Does this mean the Indians should absolutely keep the smiling cartoon on their caps? Not necessarily. But it does mean it’s not going to do much to grow the game in northern Ohio replacing it. It does mean Rob Manfred should look to real problems the sport is facing and deal with them instead of worrying about caps and wanting to install new clocks at ballparks. It means he should sit down with union reps and owners and hash out the problems and see what can be done to get guys like Eric Hosmer back on the field this year. It means he needs to address teams like Tampa (with horrible attendance despite boring, inoffensive-to-anyone caps) and Oakland which seem to never try to field a winning team. To look at why so many teams are happy to “rebuild” this year and not try to win until the next decade- from Pittsburgh to Detroit to Miami to Texas, it seems like owners are promoting Not Winning As a Winning Strategy. They’re wrong.
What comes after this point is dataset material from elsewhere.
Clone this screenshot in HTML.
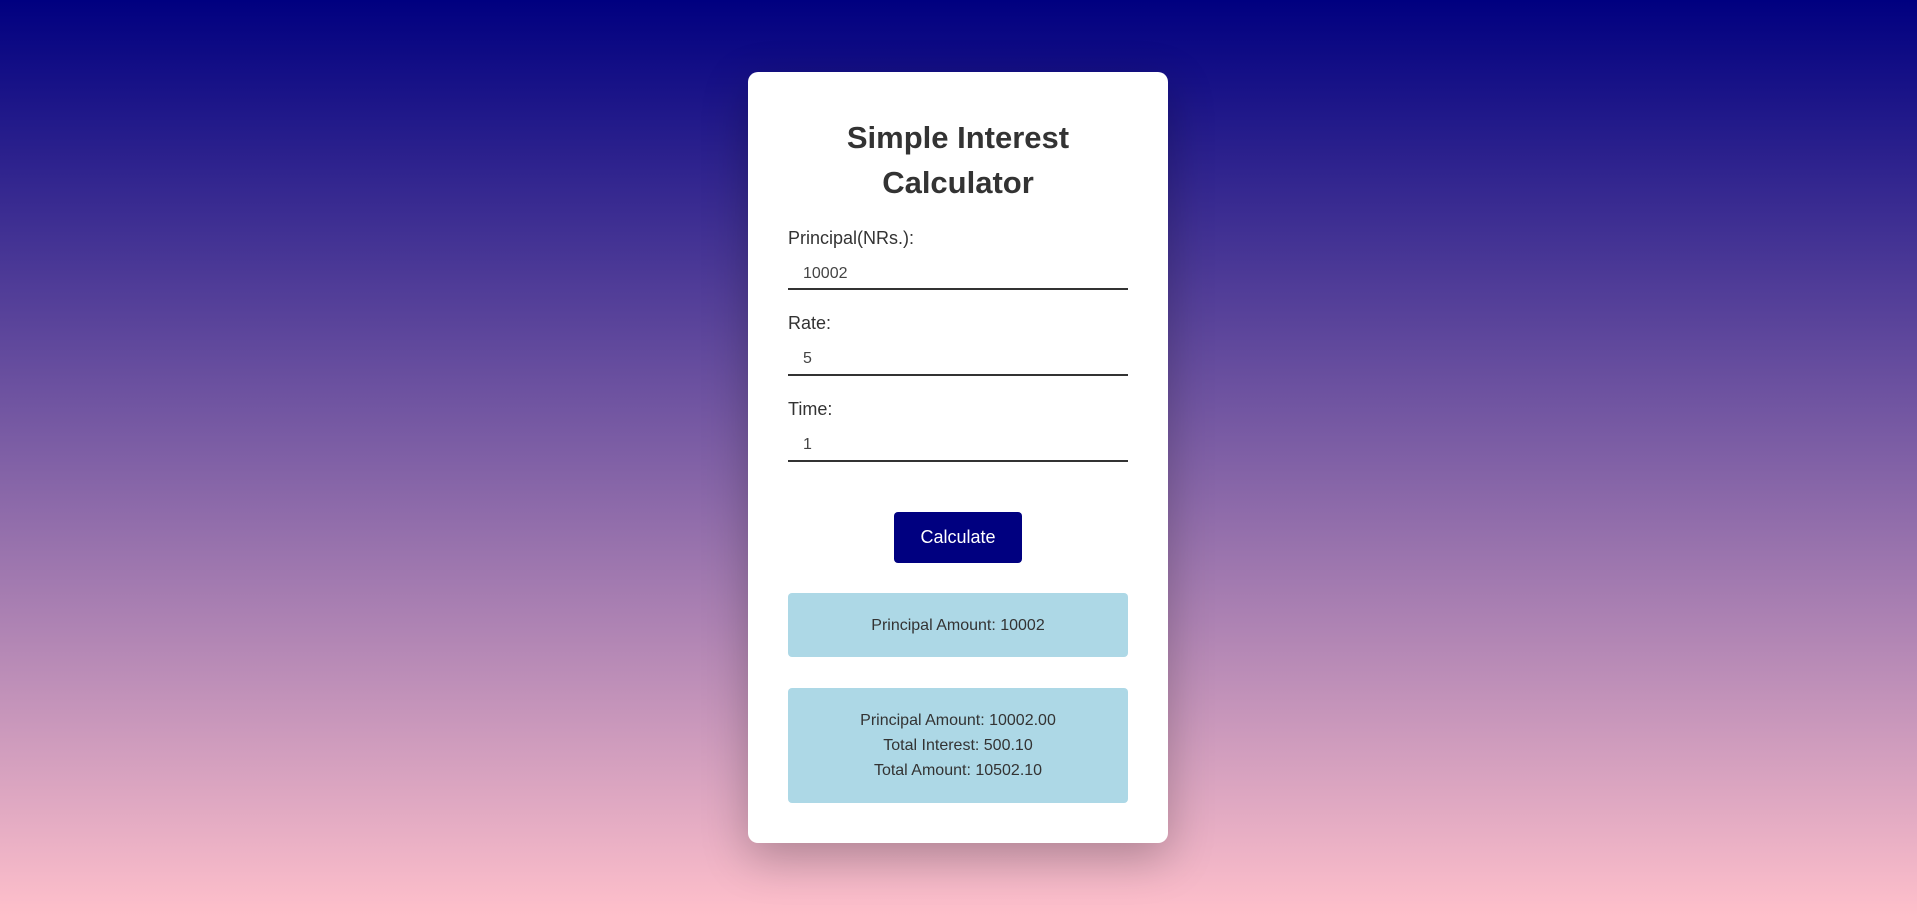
<!DOCTYPE html>
<html><head><meta charset="utf-8"><style>
*{margin:0;padding:0;box-sizing:border-box}
html,body{width:1917px;height:917px;overflow:hidden}
body{background:linear-gradient(to bottom,#000080 0%,#ffc0cb 100%);font-family:"Liberation Sans",sans-serif;color:#333;position:relative}
.card{position:absolute;left:748px;top:72px;width:420px;height:771px;background:#fff;border-radius:10px;box-shadow:0 15px 45px rgba(0,0,0,0.25)}
.t{position:absolute;left:0;width:420px;text-align:center;font-weight:bold;font-size:31px;color:#333}
.lab{position:absolute;left:40px;font-size:18px;color:#333}
.val{position:absolute;left:55px;font-size:16px;color:#444}
.line{position:absolute;left:40px;width:340px;height:2px;background:#333}
.btn{position:absolute;left:146px;top:440px;width:128px;height:51px;background:#000080;border-radius:4px;color:#fff;font-size:18px;text-align:center;line-height:51px}
.res{position:absolute;left:40px;width:340px;background:#add8e6;border-radius:4px;text-align:center;font-size:16px;color:#333;line-height:25px}
</style></head><body>
<div class="card">
<div class="t" style="top:48px">Simple Interest</div>
<div class="t" style="top:93px">Calculator</div>
<div class="lab" style="top:156px">Principal(NRs.):</div>
<div class="val" style="top:193px">10002</div>
<div class="line" style="top:216px"></div>
<div class="lab" style="top:241px">Rate:</div>
<div class="val" style="top:278px">5</div>
<div class="line" style="top:302px"></div>
<div class="lab" style="top:327px">Time:</div>
<div class="val" style="top:364px">1</div>
<div class="line" style="top:388px"></div>
<div class="btn">Calculate</div>
<div class="res" style="top:521px;height:64px;padding-top:20px">Principal Amount: 10002</div>
<div class="res" style="top:616px;height:115px;padding-top:20px">Principal Amount: 10002.00<br>Total Interest: 500.10<br>Total Amount: 10502.10</div>
</div>
</body></html>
Anyone who’s worked in retail, as I have, has probably heard more times than they can count, that it’s easier to keep an existing customer than win a new one. Some suggest it’s about a 5:1 deal; it costs as much to get one new customer as to keep 5 old ones happy (thus the annoying policy of “the customer is always right even when they’re wrong.”) Baseball would do well to heed that advice. Even if the games get zipped down by half an hour, its unlikely the kids who live for X-games and “first person shooter” video affairs are going to be lured into becoming fans. But changing the whole personality of the game, or accepting a league where only 7 or 8 out of 30 teams have any shot of, or even desire of winning is sure to turn a lot of us diehards away from America’s Pastime.